[START PROVIDED ENTRIES]

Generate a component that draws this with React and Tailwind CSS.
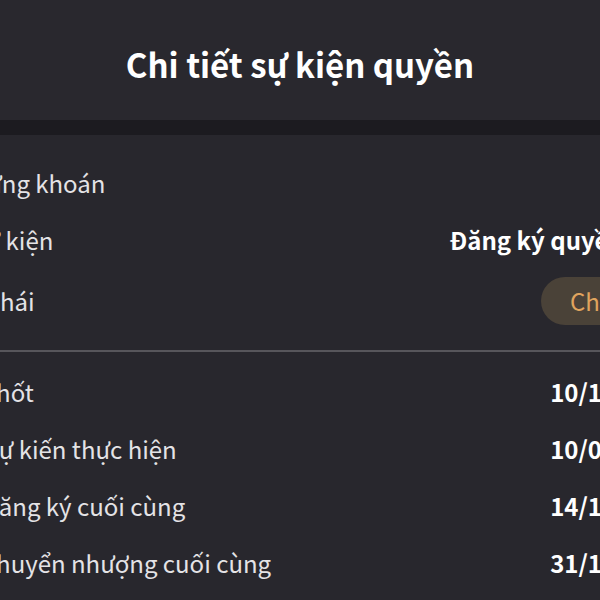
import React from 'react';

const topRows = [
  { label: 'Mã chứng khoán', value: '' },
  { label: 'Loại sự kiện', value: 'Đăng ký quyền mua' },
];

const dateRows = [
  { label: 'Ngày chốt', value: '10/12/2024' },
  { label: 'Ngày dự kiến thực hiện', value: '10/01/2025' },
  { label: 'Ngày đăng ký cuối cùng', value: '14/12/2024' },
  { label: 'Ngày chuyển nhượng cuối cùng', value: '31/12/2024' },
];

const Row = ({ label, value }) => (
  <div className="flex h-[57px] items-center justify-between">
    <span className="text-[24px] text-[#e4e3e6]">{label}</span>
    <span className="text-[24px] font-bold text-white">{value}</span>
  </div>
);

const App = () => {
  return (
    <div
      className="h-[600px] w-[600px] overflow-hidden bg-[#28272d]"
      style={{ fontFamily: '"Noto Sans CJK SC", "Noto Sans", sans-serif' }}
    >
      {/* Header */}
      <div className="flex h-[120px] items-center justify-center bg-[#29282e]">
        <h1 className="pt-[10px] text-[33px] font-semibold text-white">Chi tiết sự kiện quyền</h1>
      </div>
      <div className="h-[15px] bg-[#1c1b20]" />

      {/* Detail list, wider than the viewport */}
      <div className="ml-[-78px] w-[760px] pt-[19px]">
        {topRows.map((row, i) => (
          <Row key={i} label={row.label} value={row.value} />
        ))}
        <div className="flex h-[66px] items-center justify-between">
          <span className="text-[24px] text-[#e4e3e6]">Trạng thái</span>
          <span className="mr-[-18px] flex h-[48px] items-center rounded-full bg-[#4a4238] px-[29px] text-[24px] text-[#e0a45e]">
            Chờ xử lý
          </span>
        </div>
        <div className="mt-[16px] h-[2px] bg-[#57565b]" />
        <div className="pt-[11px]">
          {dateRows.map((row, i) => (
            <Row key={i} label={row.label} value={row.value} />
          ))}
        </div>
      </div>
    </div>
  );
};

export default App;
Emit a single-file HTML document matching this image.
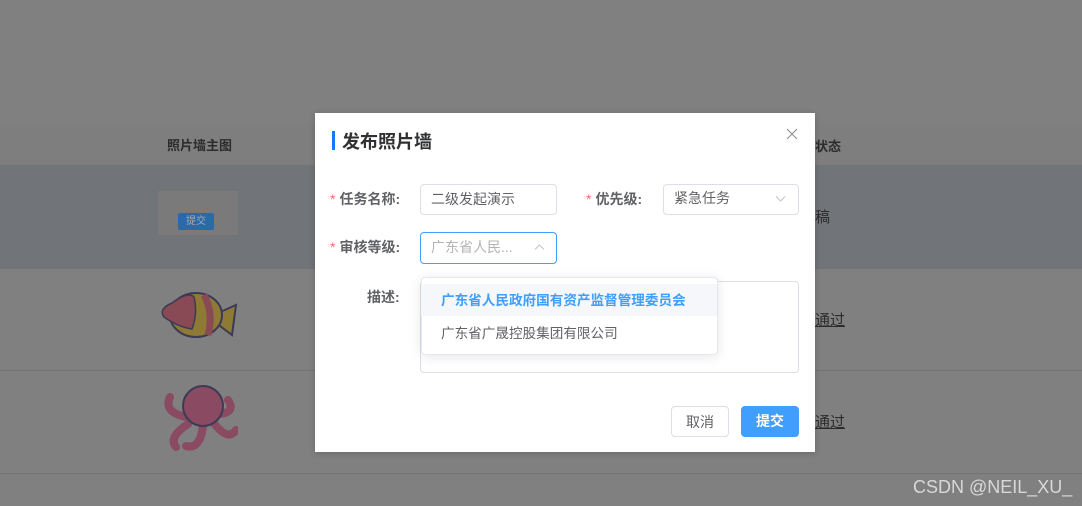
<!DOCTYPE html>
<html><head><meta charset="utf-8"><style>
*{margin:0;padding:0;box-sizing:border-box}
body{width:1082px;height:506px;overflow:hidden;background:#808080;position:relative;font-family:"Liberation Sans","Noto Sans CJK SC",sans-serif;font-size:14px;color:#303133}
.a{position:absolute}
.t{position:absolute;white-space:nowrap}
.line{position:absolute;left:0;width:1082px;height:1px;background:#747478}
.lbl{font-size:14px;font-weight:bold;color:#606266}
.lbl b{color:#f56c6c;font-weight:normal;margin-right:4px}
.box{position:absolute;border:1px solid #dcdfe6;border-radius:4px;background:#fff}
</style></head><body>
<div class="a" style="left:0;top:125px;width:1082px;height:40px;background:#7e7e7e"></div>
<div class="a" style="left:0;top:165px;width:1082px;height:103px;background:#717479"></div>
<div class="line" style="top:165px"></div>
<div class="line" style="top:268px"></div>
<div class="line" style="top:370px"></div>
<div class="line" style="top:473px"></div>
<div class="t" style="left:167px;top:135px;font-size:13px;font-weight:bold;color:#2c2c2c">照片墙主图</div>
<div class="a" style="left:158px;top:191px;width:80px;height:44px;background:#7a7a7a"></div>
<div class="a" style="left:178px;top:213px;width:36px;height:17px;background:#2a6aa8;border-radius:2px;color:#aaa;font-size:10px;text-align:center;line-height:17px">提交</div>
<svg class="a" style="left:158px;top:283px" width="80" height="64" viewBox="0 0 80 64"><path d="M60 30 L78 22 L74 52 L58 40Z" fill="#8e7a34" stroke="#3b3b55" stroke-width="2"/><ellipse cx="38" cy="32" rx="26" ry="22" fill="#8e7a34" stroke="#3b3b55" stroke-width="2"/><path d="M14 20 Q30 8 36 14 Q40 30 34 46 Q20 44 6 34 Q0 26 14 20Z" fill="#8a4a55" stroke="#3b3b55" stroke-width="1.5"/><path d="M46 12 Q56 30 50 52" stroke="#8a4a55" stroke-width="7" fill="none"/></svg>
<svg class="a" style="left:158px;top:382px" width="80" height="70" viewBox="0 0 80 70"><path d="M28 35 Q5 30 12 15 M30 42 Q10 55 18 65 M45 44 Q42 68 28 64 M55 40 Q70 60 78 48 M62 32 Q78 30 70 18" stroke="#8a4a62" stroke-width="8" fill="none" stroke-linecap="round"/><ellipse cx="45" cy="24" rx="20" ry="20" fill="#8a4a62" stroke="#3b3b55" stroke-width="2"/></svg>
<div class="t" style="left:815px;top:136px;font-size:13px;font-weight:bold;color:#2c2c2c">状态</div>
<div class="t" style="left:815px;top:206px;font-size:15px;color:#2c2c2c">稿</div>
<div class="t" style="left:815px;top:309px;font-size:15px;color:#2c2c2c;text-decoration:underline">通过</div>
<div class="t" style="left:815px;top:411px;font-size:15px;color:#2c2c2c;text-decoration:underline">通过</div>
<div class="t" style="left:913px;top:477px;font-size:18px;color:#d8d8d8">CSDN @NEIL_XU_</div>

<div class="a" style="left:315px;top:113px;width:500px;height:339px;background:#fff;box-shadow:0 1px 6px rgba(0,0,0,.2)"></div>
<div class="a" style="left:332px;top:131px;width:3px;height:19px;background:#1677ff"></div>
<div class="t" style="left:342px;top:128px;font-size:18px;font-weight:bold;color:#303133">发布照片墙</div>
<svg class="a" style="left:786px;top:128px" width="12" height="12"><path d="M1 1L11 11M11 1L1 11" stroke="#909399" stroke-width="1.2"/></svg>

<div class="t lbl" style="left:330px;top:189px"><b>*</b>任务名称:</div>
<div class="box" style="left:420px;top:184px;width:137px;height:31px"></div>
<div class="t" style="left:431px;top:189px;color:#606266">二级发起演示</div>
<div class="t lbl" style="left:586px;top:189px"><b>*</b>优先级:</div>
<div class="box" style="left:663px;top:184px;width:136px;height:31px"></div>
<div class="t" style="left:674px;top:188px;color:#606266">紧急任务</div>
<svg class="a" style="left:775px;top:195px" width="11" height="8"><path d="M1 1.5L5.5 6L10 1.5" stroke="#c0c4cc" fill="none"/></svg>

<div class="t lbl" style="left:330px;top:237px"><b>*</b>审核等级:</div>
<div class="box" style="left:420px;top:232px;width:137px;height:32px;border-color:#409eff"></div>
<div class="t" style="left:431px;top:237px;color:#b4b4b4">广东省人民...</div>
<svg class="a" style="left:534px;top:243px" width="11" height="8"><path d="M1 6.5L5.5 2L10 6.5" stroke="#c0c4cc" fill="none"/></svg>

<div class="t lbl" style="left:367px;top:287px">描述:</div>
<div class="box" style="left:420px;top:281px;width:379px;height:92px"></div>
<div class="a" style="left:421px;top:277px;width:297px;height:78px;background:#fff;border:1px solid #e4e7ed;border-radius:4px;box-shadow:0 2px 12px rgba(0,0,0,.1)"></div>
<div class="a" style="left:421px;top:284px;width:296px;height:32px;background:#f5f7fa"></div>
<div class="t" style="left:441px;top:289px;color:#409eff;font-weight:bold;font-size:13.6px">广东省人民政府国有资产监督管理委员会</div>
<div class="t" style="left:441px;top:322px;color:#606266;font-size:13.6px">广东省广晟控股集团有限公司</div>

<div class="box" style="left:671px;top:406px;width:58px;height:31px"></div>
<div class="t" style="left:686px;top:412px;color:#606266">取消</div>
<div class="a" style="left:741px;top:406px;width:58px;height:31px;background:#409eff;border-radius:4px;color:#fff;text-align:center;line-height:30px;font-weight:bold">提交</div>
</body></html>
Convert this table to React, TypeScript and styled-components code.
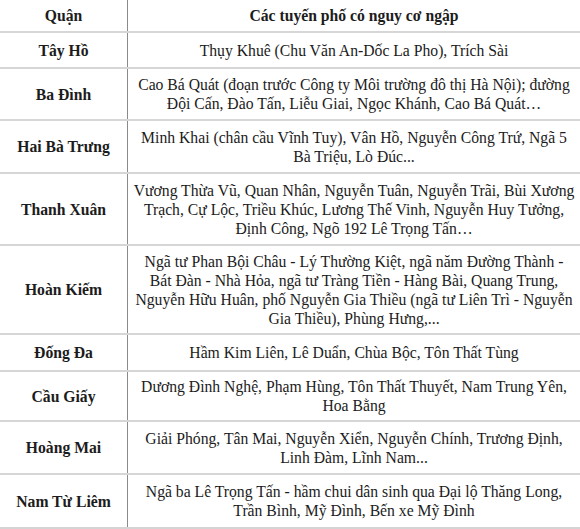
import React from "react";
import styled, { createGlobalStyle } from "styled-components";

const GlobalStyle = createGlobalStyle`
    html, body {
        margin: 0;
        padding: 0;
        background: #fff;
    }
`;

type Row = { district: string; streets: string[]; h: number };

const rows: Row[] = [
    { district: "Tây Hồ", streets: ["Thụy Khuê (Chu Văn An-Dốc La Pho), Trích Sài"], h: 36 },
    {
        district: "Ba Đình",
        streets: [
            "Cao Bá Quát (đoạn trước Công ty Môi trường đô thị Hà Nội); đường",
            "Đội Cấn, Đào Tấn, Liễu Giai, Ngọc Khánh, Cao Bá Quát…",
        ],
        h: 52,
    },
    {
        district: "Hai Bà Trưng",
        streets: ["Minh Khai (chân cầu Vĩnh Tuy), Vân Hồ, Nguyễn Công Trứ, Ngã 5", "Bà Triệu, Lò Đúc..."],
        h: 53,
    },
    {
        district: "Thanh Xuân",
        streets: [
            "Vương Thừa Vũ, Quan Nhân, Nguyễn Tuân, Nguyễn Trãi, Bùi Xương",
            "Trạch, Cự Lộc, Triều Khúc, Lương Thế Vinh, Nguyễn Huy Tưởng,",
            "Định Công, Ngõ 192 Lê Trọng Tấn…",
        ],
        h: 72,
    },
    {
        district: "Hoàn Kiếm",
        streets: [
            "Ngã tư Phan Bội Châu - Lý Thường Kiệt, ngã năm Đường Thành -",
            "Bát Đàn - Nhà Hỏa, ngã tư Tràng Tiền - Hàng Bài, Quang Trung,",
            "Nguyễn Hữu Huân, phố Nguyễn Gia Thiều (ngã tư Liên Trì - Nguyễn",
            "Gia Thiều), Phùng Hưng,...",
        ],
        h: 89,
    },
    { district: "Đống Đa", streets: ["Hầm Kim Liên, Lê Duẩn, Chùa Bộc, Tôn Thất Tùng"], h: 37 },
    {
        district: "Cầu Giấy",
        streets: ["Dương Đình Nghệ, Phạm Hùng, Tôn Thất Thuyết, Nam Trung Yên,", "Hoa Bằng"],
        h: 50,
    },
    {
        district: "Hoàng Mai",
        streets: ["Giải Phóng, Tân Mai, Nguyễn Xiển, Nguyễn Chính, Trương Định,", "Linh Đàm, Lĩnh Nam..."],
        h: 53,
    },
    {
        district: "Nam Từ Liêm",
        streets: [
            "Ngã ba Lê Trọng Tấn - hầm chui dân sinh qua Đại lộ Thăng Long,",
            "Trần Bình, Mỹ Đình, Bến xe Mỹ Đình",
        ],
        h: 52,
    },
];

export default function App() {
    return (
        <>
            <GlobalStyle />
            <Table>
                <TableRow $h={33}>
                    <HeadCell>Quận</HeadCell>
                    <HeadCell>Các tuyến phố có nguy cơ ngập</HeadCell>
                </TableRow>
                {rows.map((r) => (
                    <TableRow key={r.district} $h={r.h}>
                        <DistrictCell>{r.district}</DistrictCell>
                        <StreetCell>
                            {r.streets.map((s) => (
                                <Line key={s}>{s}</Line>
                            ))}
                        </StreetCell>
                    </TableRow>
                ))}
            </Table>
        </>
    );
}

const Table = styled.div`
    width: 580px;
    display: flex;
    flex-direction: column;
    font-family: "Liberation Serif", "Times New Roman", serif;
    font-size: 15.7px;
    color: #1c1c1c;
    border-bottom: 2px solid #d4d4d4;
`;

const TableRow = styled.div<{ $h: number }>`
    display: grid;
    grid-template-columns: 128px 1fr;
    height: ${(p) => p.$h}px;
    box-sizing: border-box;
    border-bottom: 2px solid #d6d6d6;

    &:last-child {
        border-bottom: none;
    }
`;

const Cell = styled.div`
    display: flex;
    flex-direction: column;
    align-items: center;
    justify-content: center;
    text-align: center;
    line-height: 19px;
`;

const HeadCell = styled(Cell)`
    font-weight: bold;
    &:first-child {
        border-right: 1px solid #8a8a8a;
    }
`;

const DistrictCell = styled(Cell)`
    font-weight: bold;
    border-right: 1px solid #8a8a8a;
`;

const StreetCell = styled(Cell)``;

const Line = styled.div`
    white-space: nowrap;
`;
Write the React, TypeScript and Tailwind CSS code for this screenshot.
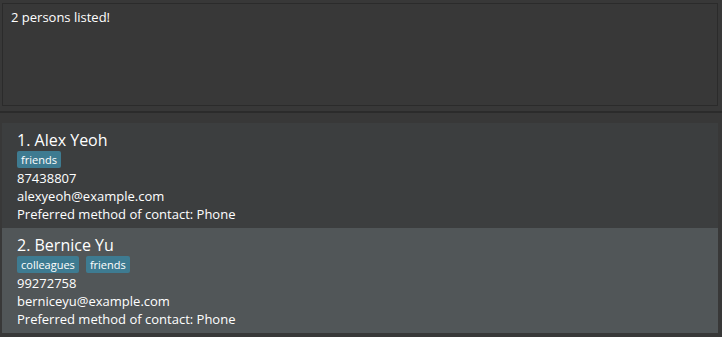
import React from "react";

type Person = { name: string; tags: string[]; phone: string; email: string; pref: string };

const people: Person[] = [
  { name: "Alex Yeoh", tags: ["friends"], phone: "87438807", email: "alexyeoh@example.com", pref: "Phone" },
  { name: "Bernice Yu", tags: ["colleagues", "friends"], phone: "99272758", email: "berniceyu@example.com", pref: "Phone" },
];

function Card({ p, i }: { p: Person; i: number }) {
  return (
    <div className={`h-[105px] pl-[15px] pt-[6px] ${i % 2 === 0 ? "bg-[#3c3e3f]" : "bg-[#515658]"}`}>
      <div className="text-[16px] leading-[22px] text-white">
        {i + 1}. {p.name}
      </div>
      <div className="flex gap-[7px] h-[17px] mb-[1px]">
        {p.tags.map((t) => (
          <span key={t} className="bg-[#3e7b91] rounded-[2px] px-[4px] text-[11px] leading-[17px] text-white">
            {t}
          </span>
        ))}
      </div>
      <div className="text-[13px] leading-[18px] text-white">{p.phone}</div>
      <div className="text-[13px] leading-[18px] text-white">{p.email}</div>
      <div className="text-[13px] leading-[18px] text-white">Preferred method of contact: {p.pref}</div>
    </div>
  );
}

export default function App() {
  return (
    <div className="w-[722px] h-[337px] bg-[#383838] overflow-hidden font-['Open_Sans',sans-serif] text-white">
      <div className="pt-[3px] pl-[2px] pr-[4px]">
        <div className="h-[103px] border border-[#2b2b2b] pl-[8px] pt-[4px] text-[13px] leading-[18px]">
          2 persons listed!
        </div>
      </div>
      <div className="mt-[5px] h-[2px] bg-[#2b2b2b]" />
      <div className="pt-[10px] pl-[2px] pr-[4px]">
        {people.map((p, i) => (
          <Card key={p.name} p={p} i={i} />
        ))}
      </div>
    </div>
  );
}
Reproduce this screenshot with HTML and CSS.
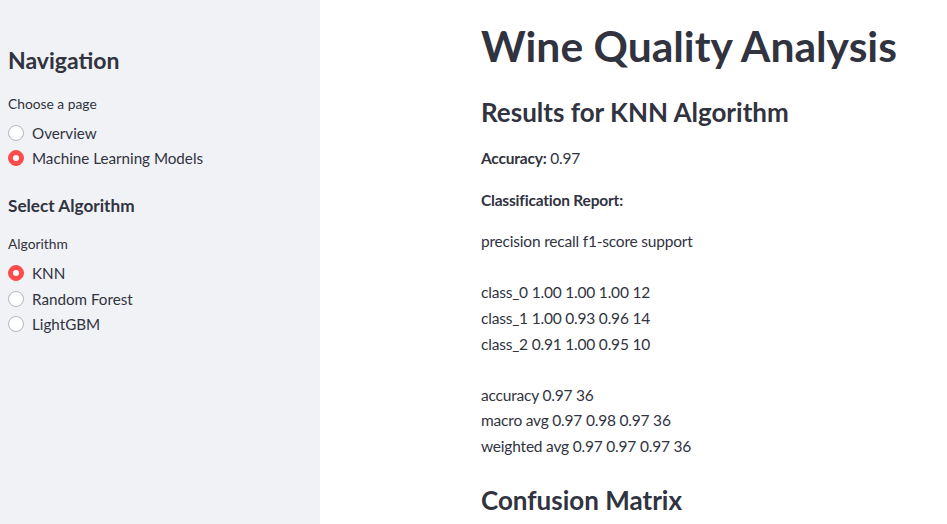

[END PROVIDED ENTRIES]

#### WHAT TO PRODUCE:
Begin at the first line of the material and copy each line exactly through the one containing "export default App;". Omit pictures.

#### OUTPUT FOR THIS TASK:
Generate a component that draws this with React and Tailwind CSS.
import React from 'react';

const topRows = [
  { label: 'Mã chứng khoán', value: '' },
  { label: 'Loại sự kiện', value: 'Đăng ký quyền mua' },
];

const dateRows = [
  { label: 'Ngày chốt', value: '10/12/2024' },
  { label: 'Ngày dự kiến thực hiện', value: '10/01/2025' },
  { label: 'Ngày đăng ký cuối cùng', value: '14/12/2024' },
  { label: 'Ngày chuyển nhượng cuối cùng', value: '31/12/2024' },
];

const Row = ({ label, value }) => (
  <div className="flex h-[57px] items-center justify-between">
    <span className="text-[24px] text-[#e4e3e6]">{label}</span>
    <span className="text-[24px] font-bold text-white">{value}</span>
  </div>
);

const App = () => {
  return (
    <div
      className="h-[600px] w-[600px] overflow-hidden bg-[#28272d]"
      style={{ fontFamily: '"Noto Sans CJK SC", "Noto Sans", sans-serif' }}
    >
      {/* Header */}
      <div className="flex h-[120px] items-center justify-center bg-[#29282e]">
        <h1 className="pt-[10px] text-[33px] font-semibold text-white">Chi tiết sự kiện quyền</h1>
      </div>
      <div className="h-[15px] bg-[#1c1b20]" />

      {/* Detail list, wider than the viewport */}
      <div className="ml-[-78px] w-[760px] pt-[19px]">
        {topRows.map((row, i) => (
          <Row key={i} label={row.label} value={row.value} />
        ))}
        <div className="flex h-[66px] items-center justify-between">
          <span className="text-[24px] text-[#e4e3e6]">Trạng thái</span>
          <span className="mr-[-18px] flex h-[48px] items-center rounded-full bg-[#4a4238] px-[29px] text-[24px] text-[#e0a45e]">
            Chờ xử lý
          </span>
        </div>
        <div className="mt-[16px] h-[2px] bg-[#57565b]" />
        <div className="pt-[11px]">
          {dateRows.map((row, i) => (
            <Row key={i} label={row.label} value={row.value} />
          ))}
        </div>
      </div>
    </div>
  );
};

export default App;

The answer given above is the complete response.